And for a time all did go well. The Athenians never retrieved Chios and Euboea, but the island of Thasos off the Thracian coast was lost and regained. Variably neutral during the war although a league member, Rhodes finally went its own independent way. With these exceptions, the empire held together, more or less.

In 407 after four years in the field Alcibiades at last decided it was safe to go home. He had proved himself, and his friends in the city guaranteed him a warm and, more important, a safe welcome. When he sailed into Piraeus, a great crowd of well-wishers was waiting—just as they had been the last time they had seen him, leading the fleet as it set off to Sicily on that day of splendor in 415.
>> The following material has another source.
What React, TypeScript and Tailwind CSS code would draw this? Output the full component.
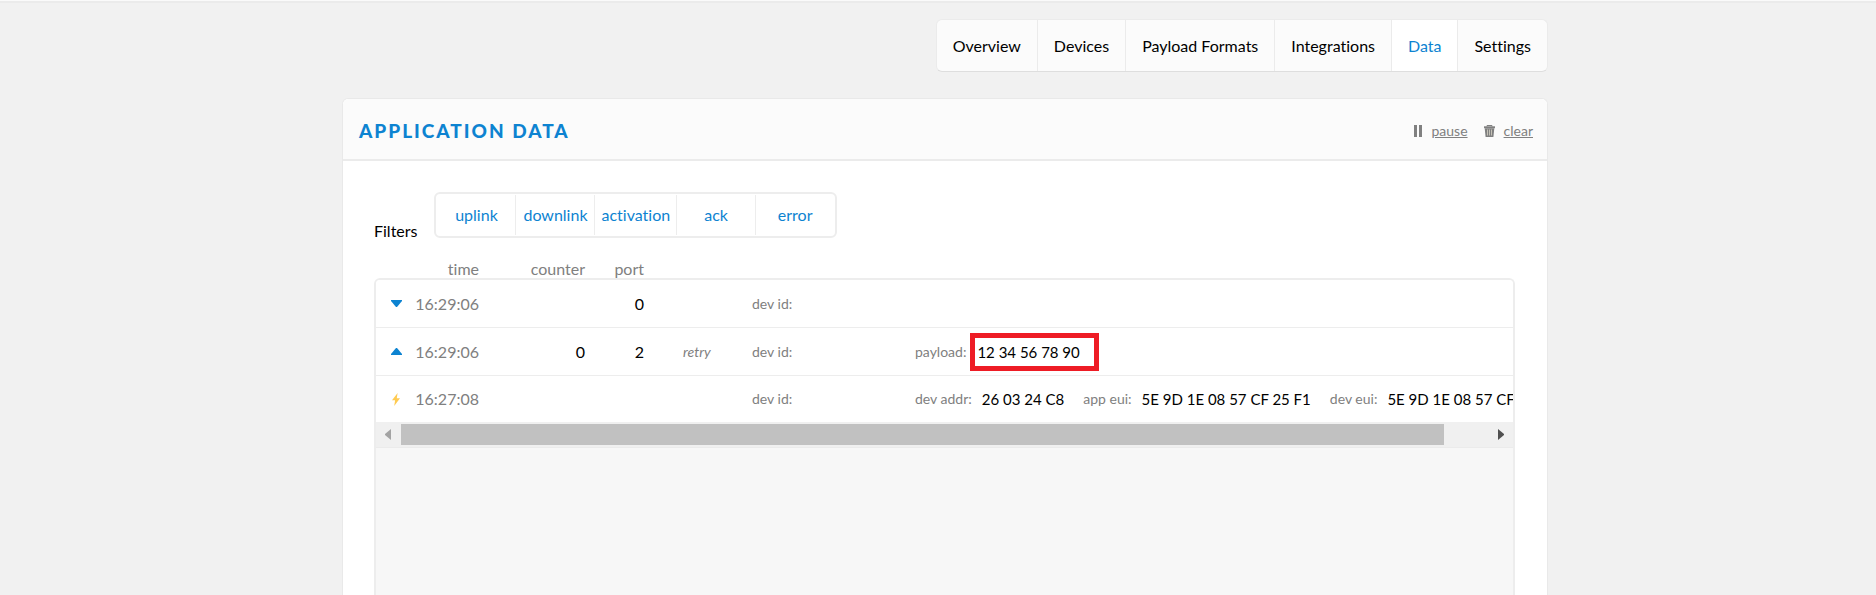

He anchored offshore but, fearing an ambush by his enemies, did not immediately disembark. Instead he stood on the deck and kept looking to see if his relatives were there. Only when he recognized a cousin did he go ashore and walk up to the city, surrounded by an informal bodyguard.

With tears in his eyes, Alcibiades said what he could at the boulē and the ecclesia to explain his actions, but most people were more interested in a glittering future than in the past. A crown of gold was placed on his head and he was appointed commander-in-chief, as Xenophon put it, “on the grounds that he was the man to restore the former power of Athens.” The records of his trial and sentence were sunk in the sea, his property was returned, and the priests were ordered to recant their curse.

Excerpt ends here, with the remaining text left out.